When I went to a screening of "Interstellar" Monday, two women sitting behind me were surprised we weren't seeing Christopher Nolan's film in 3D.
When the the director's newest film rolls out in theaters nationwide Friday, you'll be able to see it in six formats, but not one of those will be 3D.
You will never see a Nolan film in 3D, at least not for now, anyway.
In a 2012 interview from the Associated Press, the "Inception" director explained why his films aren't seen in digital 3D.
"The question of 3-D is a very straightforward one," said Nolan. "I never meet anybody who actually likes the format, and it's always a source of great concern to me when you're charging a higher price for something that nobody seems to really say they have any great love for."
Nolan has explained his view on 3D many times. In 2012, he told the Directors Guild of America why he refused to use 3D in "The Dark Knight Rises":
Warner Bros. would have been very happy, but I said to the guys there that I wanted it to be stylistically consistent with the first two films and we were really going to push the IMAX thing to create a very high-quality image. I find stereoscopic imaging too small scale and intimate in its effect. 3-D is a misnomer. Films are 3-D. The whole point of photography is that it's three-dimensional. The thing with stereoscopic imaging is it gives each audience member an individual perspective. It's well suited to video games and other immersive technologies, but if you're looking for an audience experience, stereoscopic is hard to embrace. I prefer the big canvas, looking up at an enormous screen and at an image that feels larger than life. When you treat that stereoscopically, and we've tried a lot of tests, you shrink the size so the image becomes a much smaller window in front of you. So the effect of it, and the relationship of the image to the audience, has to be very carefully considered. And I feel that in the initial wave to embrace it, that wasn't considered in the slightest.

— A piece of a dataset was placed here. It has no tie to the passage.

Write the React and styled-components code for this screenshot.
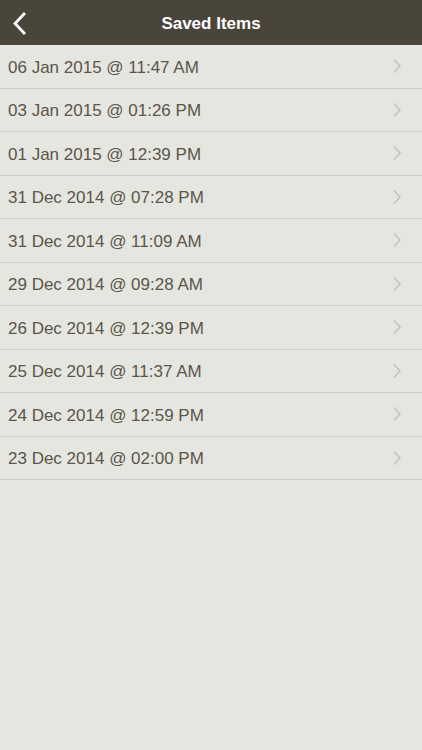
import React from 'react'
import styled, { createGlobalStyle } from 'styled-components'

// Global
const GlobalStyle = createGlobalStyle`
  html, body {
    margin: 0;
    padding: 0;
    background: #e5e6e0;
  }
  * {
    box-sizing: border-box;
  }
`

// Style
const Screen = styled.div`
  width: 422px;
  min-height: 750px;
  background: #e5e6e0;
  font-family: 'Liberation Sans', Arial, sans-serif;
`
const NavBar = styled.header`
  height: 45px;
  background: #4a453b;
  display: grid;
  grid-template-columns: 60px 1fr 60px;
  align-items: center;
`
const BackButton = styled.button`
  background: none;
  border: 0;
  padding: 0 0 0 12px;
  height: 45px;
  display: flex;
  align-items: center;
  cursor: pointer;
`
const Title = styled.h1`
  margin: 0;
  text-align: center;
  color: #ffffff;
  font-size: 17px;
  font-weight: bold;
  padding-top: 2px;
`
const List = styled.ul`
  list-style: none;
  margin: 0;
  padding: 0;
`
const Row = styled.li`
  height: 43.5px;
  border-bottom: 1px solid #cfd0ca;
  display: flex;
  align-items: center;
  justify-content: space-between;
  padding: 0 20px 0 8px;
`
const RowLabel = styled.span`
  color: #5b554a;
  font-size: 17px;
  padding-top: 3px;
`

const items = [
  '06 Jan 2015 @ 11:47 AM',
  '03 Jan 2015 @ 01:26 PM',
  '01 Jan 2015 @ 12:39 PM',
  '31 Dec 2014 @ 07:28 PM',
  '31 Dec 2014 @ 11:09 AM',
  '29 Dec 2014 @ 09:28 AM',
  '26 Dec 2014 @ 12:39 PM',
  '25 Dec 2014 @ 11:37 AM',
  '24 Dec 2014 @ 12:59 PM',
  '23 Dec 2014 @ 02:00 PM',
]

function BackIcon() {
  return (
    <svg width="16" height="24" viewBox="0 0 16 24">
      <path
        d="M12 3 L3 12.5 L12 22"
        fill="none"
        stroke="#ffffff"
        strokeWidth="2.8"
        strokeLinecap="square"
      />
    </svg>
  )
}

function Chevron() {
  return (
    <svg width="10" height="16" viewBox="0 0 10 16">
      <path
        d="M2 1.5 L8 8 L2 14.5"
        fill="none"
        stroke="#c3c4bf"
        strokeWidth="1.6"
      />
    </svg>
  )
}

// Composant
function App() {
  return (
    <>
      <GlobalStyle />
      <Screen>
        <NavBar>
          <BackButton aria-label="Back">
            <BackIcon />
          </BackButton>
          <Title>Saved Items</Title>
          <div />
        </NavBar>
        <List>
          {items.map((item, id) => (
            <Row key={id}>
              <RowLabel>{item}</RowLabel>
              <Chevron />
            </Row>
          ))}
        </List>
      </Screen>
    </>
  )
}

export default App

Without the added boost of 3D ticket sales, "The Dark Knight Rises" made over $1 billion at the box office worldwide.
It's not that Nolan necessarily dislikes the format overall.
At CinemaCon earlier this year, the "Inception" director praised Baz Luhrmann's "The Great Gatsby" in 3D after its release.
"My resistance to 3D is purely based on what I feel is right for the films I want to make," Nolan told The Wrap earlier this year.
The director said he even tested out "Inception" to be in 3D but ditched the idea saying there wasn't enough time to do "a quality 3-D conversion."